Discussion in 'The Grumble' started by MSP, Oct 8, 2018.

  1. MSP

    MSP Grumbler in Training

    Hi folks,

    I’m brand new here, but I’ve been reading a lot of the threads and I need some advice.

    This isn’t strictly framing related, but I see you folks have tons of experience in mounting, and so I’m hoping you can offer some guidance.

    We are mounting images to plywood to create puzzles.

    We have a vacuum press, and are currently using drymount tissue that is supposed to be permanent.

    The problem is, results are inconsistent. The image is peeling from the wood in places.

    We need a product that is truly permanent (no one wants the image peeling off their puzzle), but also works in a laser cutter (some of the products contain PVC which causes gassing when laser cut).

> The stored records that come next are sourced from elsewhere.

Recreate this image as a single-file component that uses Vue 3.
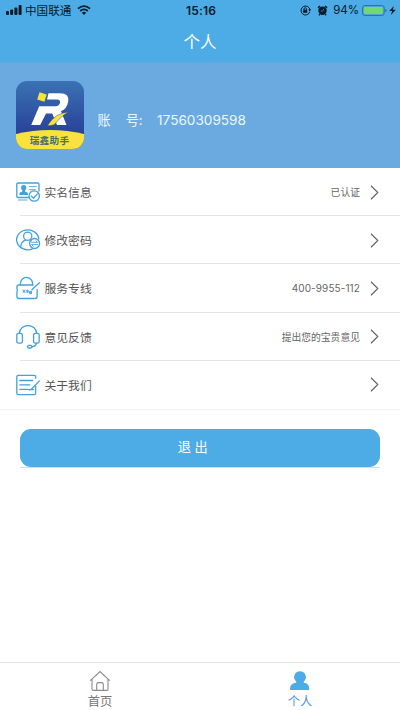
<script setup>
const rows = [
  { icon: 'identity', label: '实名信息', value: '已认证' },
  { icon: 'password', label: '修改密码', value: '' },
  { icon: 'hotline', label: '服务专线', value: '400-9955-112', numeric: true },
  { icon: 'feedback', label: '意见反馈', value: '提出您的宝贵意见' },
  { icon: 'about', label: '关于我们', value: '' },
]
</script>

<template>
  <div class="screen">
    <header class="top">
      <div class="status">
        <div class="side">
          <svg class="signal" width="16" height="10" viewBox="0 0 16 10">
            <rect x="0" y="6" width="3" height="4" rx="1" />
            <rect x="4.2" y="4.4" width="3" height="5.6" rx="1" />
            <rect x="8.4" y="2.4" width="3" height="7.6" rx="1" />
            <rect x="12.6" y="0" width="3" height="10" rx="1" />
          </svg>
          <span class="carrier">中国联通</span>
          <svg class="wifi" width="14" height="10" viewBox="0 0 14 10">
            <path d="M1 3.6Q7-1.4 13 3.6M3.2 6Q7 2.8 10.8 6" fill="none" stroke="#071b29" stroke-width="1.8" />
            <path d="M4.9 7.7Q7 6 9.1 7.7L7 9.9Z" />
          </svg>
        </div>
        <time class="clock">15:16</time>
        <div class="side right">
          <svg class="lock" width="11" height="11" viewBox="0 0 11 11">
            <path d="M9.7 7.2A4.5 4.5 0 1 1 10 5" fill="none" stroke="#071b29" />
            <path d="M8.2 4.6h2.8L9.8 6.8Z" />
            <rect x="3.2" y="4.8" width="4" height="3" />
            <path d="M4 5V3.9a1.2 1.2 0 0 1 2.4 0V5" fill="none" stroke="#071b29" stroke-width=".9" />
          </svg>
          <svg class="alarm" width="11" height="11" viewBox="0 0 11 11">
            <circle cx="5.5" cy="5.8" r="4.2" />
            <path d="M1 2.9 3 1M10 2.9 8 1M2.7 9.2 2 10.2M8.3 9.2l.7 1" fill="none" stroke="#071b29" stroke-width="1.5" />
            <path d="M7 3.8 5.5 6.1H3.8" fill="none" stroke="#4dabe6" stroke-width=".7" />
          </svg>
          <span class="percent">94%</span>
          <svg class="battery" width="25" height="11" viewBox="0 0 25 11">
            <rect x=".6" y=".6" width="21.6" height="9.8" rx="2.4" fill="none" stroke="#28709d" stroke-width="1" />
            <rect x="2" y="2" width="18.8" height="7" rx="1" fill="#72d86f" />
            <path d="M23.4 4v3q1.2-.4 1.2-1.5T23.4 4" fill="#28709d" />
          </svg>
          <svg class="bolt" width="7" height="9" viewBox="0 0 7 9">
            <path d="M4.8 0 .3 5h2.8L2 9l4.7-5.2H3.8Z" />
          </svg>
        </div>
      </div>
      <h1>个人</h1>
    </header>

    <section class="profile">
      <div class="logo">
        <svg width="68" height="68" viewBox="0 0 68 68">
          <defs>
            <linearGradient id="navy" x1="0" y1="0" x2="0" y2="1">
              <stop offset="0" stop-color="#3a72b3" />
              <stop offset=".75" stop-color="#29439a" />
            </linearGradient>
            <clipPath id="tile"><rect width="68" height="68" rx="11" /></clipPath>
          </defs>
          <g clip-path="url(#tile)">
            <rect width="68" height="68" fill="url(#navy)" />
            <path d="M0 53Q34 45 68 53V68H0Z" fill="#f9e33b" />
            <path d="M32.5 12.3H44Q53.6 12.3 52.2 20.5 51 27.7 45 30.3L50.5 44H41L36.2 32.5H30L24.2 44H15.2L23.2 25.2H39.5Q43.3 25.2 44 21.8 44.4 18.5 41 18.5H31Z" fill="#fff" />
            <path d="m23.5 11.3 7.2 2.2-2.3 7.2-7.2-2.2Z" fill="#f9e33b" />
            <path d="M31.5 44.5Q39 32 52.5 31 43.5 36 38.5 43.5q-3 1.5-7 1" fill="#f9e33b" stroke="#29479b" stroke-width=".5" />
          </g>
        </svg>
        <span>瑞鑫助手</span>
      </div>
      <p class="account"><span class="zh">账</span><span class="zh second">号:</span><span class="phone">17560309598</span></p>
    </section>

    <ul class="list">
      <li v-for="row in rows" :key="row.icon" class="row">
        <svg class="icon" width="25" height="24" viewBox="0 0 25 24">
          <g v-if="row.icon === 'identity'">
            <path d="M13 17.5H1.8Q.8 17.5.8 16.5V4Q.8 3 1.8 3h20Q23 3 23 4v7" />
            <circle class="solid" cx="7.7" cy="7.7" r="2.6" />
            <path class="solid" d="M3.4 15v-1.3q.3-1.8 2.6-2l.6-1.7h2.2l.6 1.7q2.4.2 2.6 2V15Z" />
            <path d="M13.3 6.6h7M13.3 9.7h6M2.5 20H11" class="faint" />
            <circle cx="18.2" cy="16" r="5.2" />
            <path d="m15.3 16 2.2 2.2 3.8-4.3" />
          </g>
          <g v-else-if="row.icon === 'password'">
            <path d="M16.5 20.8A11.1 9.9 0 1 1 22.8 11" />
            <circle cx="11.7" cy="8.2" r="4.1" />
            <path d="M4.8 18.5q.5-5.4 5-6.4M13.8 12l1.4.8" />
            <circle cx="18.6" cy="15.5" r="5" />
            <path d="M15.5 14.3h6l-1.6-1.5M21.6 16.6h-6l1.6 1.6" class="faint" />
          </g>
          <g v-else-if="row.icon === 'hotline'">
            <path d="M4.4 9V7.5a6.1 6.1 0 0 1 12.2 0V9" />
            <path d="M17 9H3Q.9 9 .9 11v1.7Q2 14 .9 16v4.2Q.9 22.5 3 22.5h16q2.1 0 2.1-2.3V13.5" />
            <path d="m15.8 13.8 7.6-7.1" />
            <path d="M8 14v2.6M6.9 14.6l2.2 1.4M9.1 14.6l-2.2 1.4M11.5 14v2.6M10.4 14.6l2.2 1.4M12.6 14.6l-2.2 1.4" class="faint" />
            <circle cx="14.6" cy="16.5" r="1" />
          </g>
          <g v-else-if="row.icon === 'feedback'">
            <path d="M3.3 8.3C4.2-2 19.8-2 20.7 8.3" />
            <rect x=".8" y="8.3" width="5.6" height="9.8" rx="1.7" />
            <rect x="17.6" y="8.3" width="5.6" height="9.8" rx="1.7" />
            <path d="M20.4 18.2q-.4 3.2-4.6 3.6" />
            <rect x="11.6" y="20.3" width="4.4" height="2.7" rx="1.3" />
          </g>
          <g v-else>
            <path d="M19.7 5.2V4q0-1.7-1.5-1.7h-16Q.8 2.3.8 4v16q0 1.7 1.4 1.7h16q1.5 0 1.5-1.7v-7" />
            <path d="M3.8 7.5h12.8M3.8 11.9h10M3.8 16.3h8M13.4 17l2-.8 8-8.3M17.6 16.6h-4.8" />
          </g>
        </svg>
        <span class="label">{{ row.label }}</span>
        <span class="value" :class="{ numeric: row.numeric }">{{ row.value }}</span>
        <svg class="chevron" width="9" height="15" viewBox="0 0 9 15">
          <path d="m1 .8 6.8 6.7L1 14.2" />
        </svg>
      </li>
    </ul>

    <div class="logout"><button type="button">退出</button></div>

    <nav class="tabs">
      <a class="tab">
        <svg width="22" height="22" viewBox="0 0 22 22">
          <path d="M1.3 10.7 11 1.6l9.7 9.1M3 9.1v10.2q0 1.1 1.1 1.1h13.8q1.1 0 1.1-1.1V9.1M7.7 20.4v-6q0-1.8 1.6-1.8h3.4q1.6 0 1.6 1.8v6" fill="none" stroke="#8b8b8b" stroke-width="1.1" />
        </svg>
        <span>首页</span>
      </a>
      <a class="tab active">
        <svg width="22" height="22" viewBox="0 0 22 22">
          <path d="M11 1.2a5.8 5.8 0 0 1 3.8 10.2v1.4q5.4.7 5.4 5.7V20H1v-1.5q.2-5 6.2-5.7v-1.4A5.8 5.8 0 0 1 11 1.2" fill="#4dabe6" />
        </svg>
        <span>个人</span>
      </a>
    </nav>
  </div>
</template>

<style>
body { background: #fff; }
</style>

<style scoped>
* { box-sizing: border-box; }
.screen {
  display: flex;
  flex-direction: column;
  width: 400px;
  height: 710px;
  overflow: hidden;
  background: #fff;
  font-family: "Noto Sans CJK SC", sans-serif;
  color: #555;
}
svg { display: block; flex: none; }
.top { flex: none; height: 63px; background: #4dabe6; border-bottom: 1px solid #60a9e0; }
.status {
  display: grid;
  grid-template-columns: 1fr auto 1fr;
  align-items: center;
  height: 20px;
  padding: 0 4px 0 6px;
  color: #071b29;
  fill: #071b29;
}
.side { display: flex; align-items: center; height: 20px; }
.side.right { justify-content: flex-end; }
.carrier { margin-left: 3px; font-size: 11.6px; line-height: 20px; }
.wifi { margin-left: 6px; }
.clock { padding-top: 1px; font: 600 12px/19px Inter, sans-serif; letter-spacing: .2px; }
.alarm { margin-left: 6px; }
.percent { margin-left: 5px; font: 11.5px/20px Inter, sans-serif; }
.battery { margin-left: 3px; }
.bolt { margin-left: 2px; }
h1 { margin: 9px 0 0; text-align: center; font-size: 16.5px; font-weight: 400; line-height: 24px; color: #fff; }
.profile { display: flex; flex: none; height: 105px; padding: 18px 16px 0 15.5px; background: #6baae0; }
.logo { display: grid; width: 68px; height: 68px; }
.logo > * { grid-area: 1 / 1; }
.logo span { align-self: end; justify-self: center; padding-bottom: 3px; font-size: 9.6px; font-weight: 700; line-height: 11px; letter-spacing: .3px; color: #476f72; }
.account { display: flex; align-items: center; height: 24px; margin: 27px 0 0 14px; font-size: 13.2px; line-height: 24px; color: #eaf7ff; }
.second { margin-left: 15px; }
.phone { margin-left: 14.5px; font-family: Inter, sans-serif; font-size: 13.6px; }
.list { flex: none; margin: 0; padding: 0 0 0 16px; list-style: none; border-bottom: 1px solid #f1f1f1; }
.row { display: flex; align-items: center; height: 48.2px; padding-right: 21px; background: linear-gradient(#e4e4e4, #e4e4e4) 4px 100% / 100% 1px no-repeat; }
.row:last-child { background: none; }
.icon { fill: none; stroke: #42a2dc; stroke-width: 1.3; stroke-linecap: round; stroke-linejoin: round; }
.icon .solid { fill: #42a2dc; stroke: none; }
.icon .faint { stroke-width: .9; }
.label { margin-left: 3.5px; font-size: 11.8px; line-height: 20px; }
.value { flex: 1; margin-right: 10px; text-align: right; font-size: 9.8px; line-height: 20px; color: #666; }
.value.numeric { font-family: Inter, sans-serif; font-size: 10px; letter-spacing: .1px; }
.chevron { fill: none; stroke: #666; stroke-width: 1.2; }
.logout { flex: none; margin: 19px 20px 0; border-bottom: 1px solid #bfe2f6; }
button {
  display: block;
  width: 100%;
  height: 38px;
  padding: 0 0 2px;
  border: 0;
  border-radius: 11px;
  background: #4dabe6;
  font: 13.2px/20px "Noto Sans CJK SC", sans-serif;
  letter-spacing: 3.5px;
  text-indent: -11px;
  color: #fff;
}
.tabs { display: grid; grid-template-columns: 1fr 1fr; height: 48px; margin-top: auto; border-top: 1px solid #e3e3e3; }
.tab { display: flex; flex-direction: column; align-items: center; padding-top: 7px; font-size: 12.3px; line-height: 16px; color: #777; }
.tab span { margin-top: 1px; }
.active { color: #5194d8; }
</style>
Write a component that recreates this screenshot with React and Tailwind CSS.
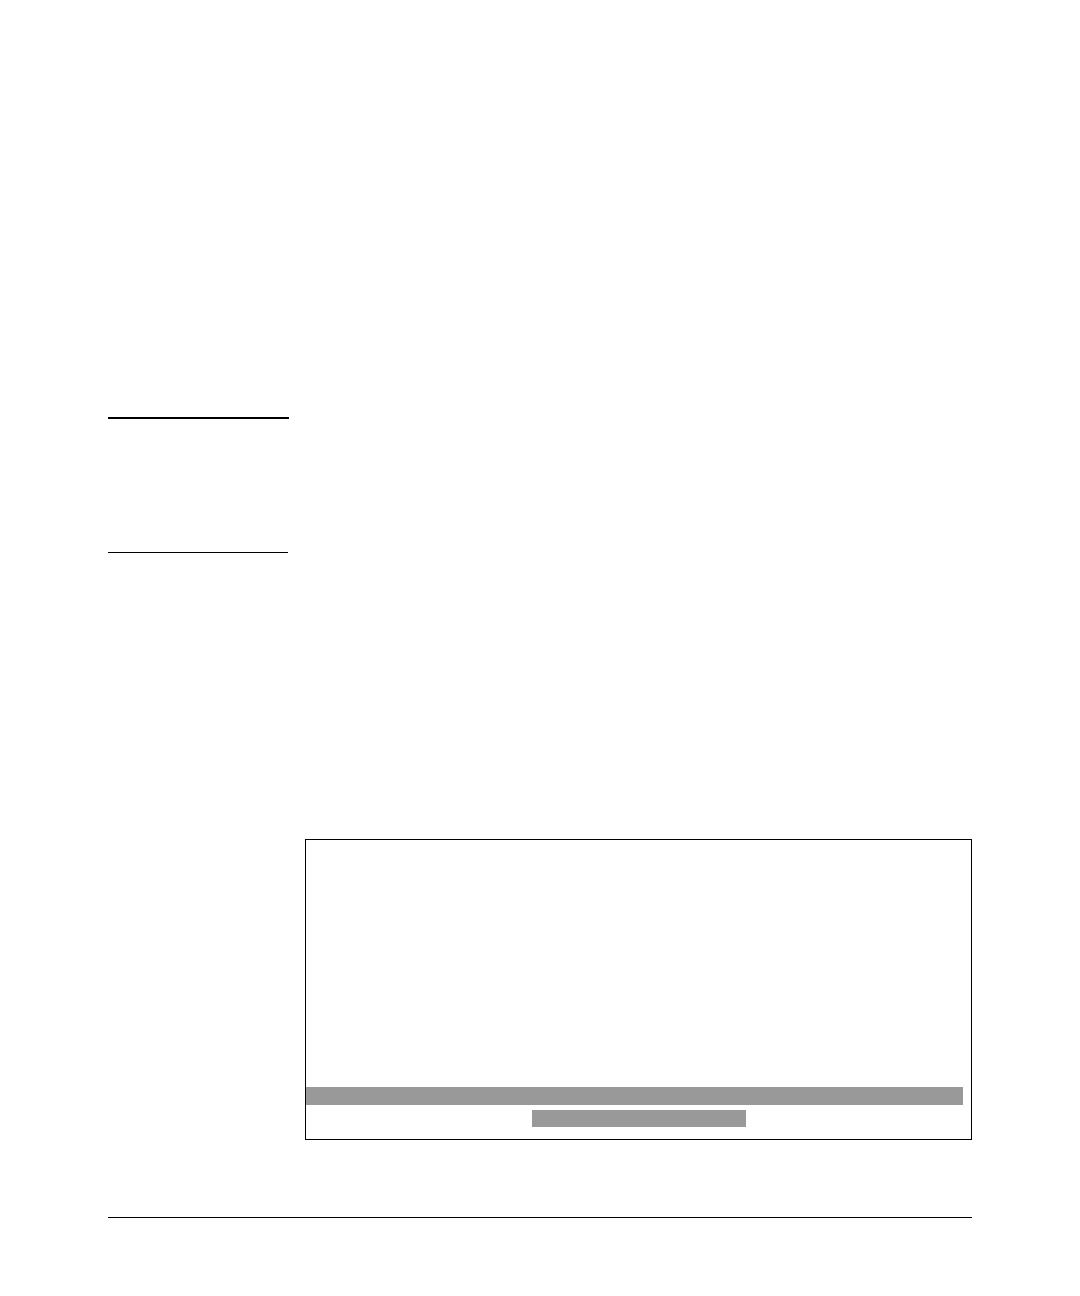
import React from 'react';

export default function App() {
  return (
    <main className="min-h-screen bg-white px-[108px] pt-[417px] font-['Liberation_Sans',sans-serif]">
      {/* Side note, ruled above and below */}
      <aside className="w-[181px]">
        <hr className="border-0 h-[2px] bg-black" />
        <div className="h-[133px]" />
        <hr className="border-0 h-px bg-black mr-px" />
      </aside>

      {/* Console screen */}
      <section className="mt-[286px] ml-[197px] border border-black">
        <div className="h-[247px]" />
        <div className="h-[18px] mr-2 bg-[#999999]" />
        <div className="mt-[5px] mb-3 flex justify-center">
          <div className="h-[17px] w-[214px] bg-[#999999]" />
        </div>
      </section>

      {/* Footer rule */}
      <footer className="mt-[77px] border-t border-black" />
    </main>
  );
}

    We have been considering Fusion 4000, but reading the specs it gives me pause as they state it is easily removable, and we don’t want that.

    Do you have any thoughts? What would be your best advice for mounting to plywood using a vacuum press? Dry mount tissue you would use? Heat settings? Vacuum time? Anything else we should know?

    Thanks in advance for any help.

    My apologies if this is addressed in a thread somewhere else. I couldn’t find one, so please just point me in the right direction.

    We’re getting desperate, as this is like a game of whack-a-mole!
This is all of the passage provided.